Salt of the Earth sounds like an oldtime chain gang singalong tricked out with layers of keys and shivery strings, a trip-hop groove emerging and then receding in favor of jaggedly bluesy guitar. Shoelaces is a ridiculously catchy 60s garage-pop song updated with a bit of a whimsical late 90s vibe: the tune, the edgy guitar solo and swoopy organ are the highlights rather than the lyrics. Ziman follows it with the atmospheric, hypnotic chamber pop number Someday Soon.

More Than Enough has lushly sweeping string synth, rippling tremolo organ and another one of those irresistibly catchy, anthemic choruses, Ziman contemplating how to ground herself amid the angst: “Don’t take darkness for granted, without it light can’t exist.” From its staccato Penny Lane bounce to its woozily oscillating synth. Please Yourself is an ELO pop hit updated for the teens. Sugar Covered Poison pairs sarcastically acrid, techy synth voicings that leave an artificial, chemical taste with a knowing lyric about a guy who’s hard to resist but no more than the emotional equivalent of junk food. The final track, Last Opus, is a richly tuneful art-rock ballad that gives Ziman a long launching pad for a handful of gloriously brooding, gorgeous piano solos.
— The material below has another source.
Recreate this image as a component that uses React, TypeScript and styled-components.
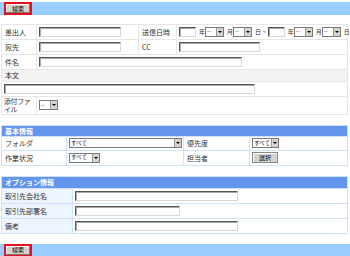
import React from "react";
import styled, { createGlobalStyle } from "styled-components";

const GlobalStyle = createGlobalStyle`
  html, body {
    margin: 0;
    padding: 0;
    background: #ffffff;
  }
  body {
    font-family: "Noto Sans CJK JP", "Noto Sans", sans-serif;
    font-size: 7px;
    color: #333;
  }
`;

const Page = styled.div`
  width: 350px;
  height: 256px;
  padding-top: 2px;
  box-sizing: border-box;
  overflow: hidden;
`;

const ActionBar = styled.div<{ $top?: number }>`
  height: 13px;
  margin-top: ${(p) => p.$top ?? 0}px;
  background: #99ccff;
  display: flex;
  align-items: center;
  padding-left: 4px;
`;

const SearchButton = styled.div`
  width: 24px;
  height: 9px;
  border: 2px solid #e8101c;
  background: #d6d3ce;
  box-shadow: inset -1px -1px 0 #777, inset 1px 1px 0 #fff;
  display: flex;
  align-items: center;
  justify-content: center;
  font-size: 6px;
  line-height: 1;
  color: #000;
`;

const FormTable = styled.table<{ $top: number; $line: string }>`
  border-collapse: collapse;
  table-layout: fixed;
  width: 347px;
  margin: ${(p) => p.$top}px 0 0 1px;
  td, th {
    border: 1px solid ${(p) => p.$line};
    padding: 0 0 0 3px;
    vertical-align: middle;
    white-space: nowrap;
    line-height: 1.15;
  }
`;

const Row = styled.tr<{ $h: number }>`
  height: ${(p) => p.$h}px;
`;

const Label = styled.td<{ $bg?: string }>`
  background: ${(p) => p.$bg ?? "#ffffff"};
  color: #333;
`;

const Value = styled.td`
  background: #ffffff;
  padding-left: 2px !important;
`;

const GrayRow = styled.td`
  background: #f3f3f3;
`;

const WrapLabel = styled(Label)`
  white-space: normal !important;
  word-break: break-all;
  letter-spacing: -0.4px;
  line-height: 1.2 !important;
  padding-left: 2px !important;
`;

const HeaderCell = styled.th`
  background: #6495ed;
  color: #ffffff;
  font-weight: bold;
  text-align: left;
  font-size: 7px;
`;

const TextBox = styled.div<{ $w: number }>`
  display: inline-block;
  vertical-align: middle;
  width: ${(p) => p.$w}px;
  height: 8px;
  background: #fff;
  border-top: 1px solid #555;
  border-left: 1px solid #555;
  border-right: 1px solid #d8d8d8;
  border-bottom: 1px solid #d8d8d8;
  box-shadow: inset 1px 1px 0 #aaa;
`;

const SelectBox = styled.div<{ $w: number }>`
  display: inline-flex;
  vertical-align: middle;
  align-items: center;
  justify-content: space-between;
  width: ${(p) => p.$w}px;
  height: 8px;
  background: #fff;
  border: 1px solid #7a7a7a;
  box-sizing: content-box;
  font-size: 5.5px;
  line-height: 1;
  color: #222;
  padding-left: 1px;
`;

const Arrow = styled.span`
  width: 6px;
  height: 8px;
  background: #d6d3ce;
  border-left: 1px solid #999;
  display: flex;
  align-items: center;
  justify-content: center;
  &::after {
    content: "";
    border-left: 2px solid transparent;
    border-right: 2px solid transparent;
    border-top: 2px solid #000;
  }
`;

const Unit = styled.span<{ $r?: number }>`
  display: inline-block;
  vertical-align: middle;
  margin: 0 ${(p) => p.$r ?? 0}px 0 3px;
  font-size: 6px;
`;

const SmallButton = styled.div`
  display: inline-flex;
  vertical-align: middle;
  align-items: center;
  justify-content: center;
  width: 24px;
  height: 9px;
  background: #d6d3ce;
  border: 1px solid #888;
  box-shadow: inset 1px 1px 0 #fff;
  font-size: 6px;
  line-height: 1;
  color: #000;
`;

const Select = ({ w, text = "--" }: { w: number; text?: string }) => (
  <SelectBox $w={w}>
    <span>{text}</span>
    <Arrow />
  </SelectBox>
);

const DateRange = () => (
  <>
    <TextBox $w={15} />
    <Unit>年</Unit>
    <Select w={16} />
    <Unit>月</Unit>
    <Select w={16} />
    <Unit $r={2}>日 ~</Unit>
    <TextBox $w={15} />
    <Unit>年</Unit>
    <Select w={16} />
    <Unit>月</Unit>
    <Select w={16} />
    <Unit>日</Unit>
  </>
);

const SECTION_LINE = "#cfe1fb";
const SECTION_LABEL = "#eef5ff";

export default function App() {
  return (
    <Page>
      <GlobalStyle />
      <ActionBar>
        <SearchButton>検索</SearchButton>
      </ActionBar>

      <FormTable $top={9} $line="#e6e6e6">
        <colgroup>
          <col style={{ width: 35 }} />
          <col style={{ width: 102 }} />
          <col style={{ width: 38 }} />
          <col />
        </colgroup>
        <tbody>
          <Row $h={15}>
            <Label>差出人</Label>
            <Value><TextBox $w={80} /></Value>
            <Label>送信日時</Label>
            <Value><DateRange /></Value>
          </Row>
          <Row $h={15}>
            <Label>宛先</Label>
            <Value><TextBox $w={80} /></Value>
            <Label>CC</Label>
            <Value><TextBox $w={79} /></Value>
          </Row>
          <Row $h={15}>
            <Label>件名</Label>
            <Value colSpan={3}><TextBox $w={201} /></Value>
          </Row>
          <Row $h={12}>
            <GrayRow colSpan={4}>本文</GrayRow>
          </Row>
          <Row $h={15}>
            <Value colSpan={4} style={{ paddingLeft: 4 }}><TextBox $w={249} /></Value>
          </Row>
          <Row $h={17}>
            <WrapLabel>添付ファイル</WrapLabel>
            <Value colSpan={3}><Select w={16} /></Value>
          </Row>
        </tbody>
      </FormTable>

      <FormTable $top={10} $line={SECTION_LINE}>
        <colgroup>
          <col style={{ width: 65 }} />
          <col style={{ width: 117 }} />
          <col style={{ width: 66 }} />
          <col />
        </colgroup>
        <tbody>
          <Row $h={11}>
            <HeaderCell colSpan={4}>基本情報</HeaderCell>
          </Row>
          <Row $h={14}>
            <Label>フォルダ</Label>
            <Value><Select w={110} text="すべて" /></Value>
            <Label>優先度</Label>
            <Value><Select w={24} text="すべて" /></Value>
          </Row>
          <Row $h={15}>
            <Label>作業状況</Label>
            <Value><Select w={28} text="すべて" /></Value>
            <Label>担当者</Label>
            <Value><SmallButton>選択</SmallButton></Value>
          </Row>
        </tbody>
      </FormTable>

      <FormTable $top={10} $line={SECTION_LINE}>
        <colgroup>
          <col style={{ width: 71 }} />
          <col />
        </colgroup>
        <tbody>
          <Row $h={12}>
            <HeaderCell colSpan={2}>オプション情報</HeaderCell>
          </Row>
          <Row $h={15}>
            <Label $bg={SECTION_LABEL}>取引先会社名</Label>
            <Value><TextBox $w={161} /></Value>
          </Row>
          <Row $h={15}>
            <Label $bg={SECTION_LABEL}>取引先部署名</Label>
            <Value><TextBox $w={103} /></Value>
          </Row>
          <Row $h={15}>
            <Label $bg={SECTION_LABEL}>備考</Label>
            <Value><TextBox $w={161} /></Value>
          </Row>
        </tbody>
      </FormTable>

      <ActionBar $top={10}>
        <SearchButton>検索</SearchButton>
      </ActionBar>
    </Page>
  );
}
The album’s title track is somewhat disingenuous. It’s funny how all these careless girls are the first to complain that they’ve had their hearts broken, but they won’t cop to doing that to anyone themselves. Over a distantly Carole King-ish sway with resonant electric piano, Ziman’s cynical narrator owns up to what she’s been doing – sort of. And there’s also a ballad here that’s the lyrical equivalent of a Precious Moments tchotchke – but even there, Ziman stays on task and plays with purist taste and restraint. Which helps explain why this is a tantalizing album, and why Ziman’s best days as a songwriter are still probably ahead of her. In the meantime, she’s really good live.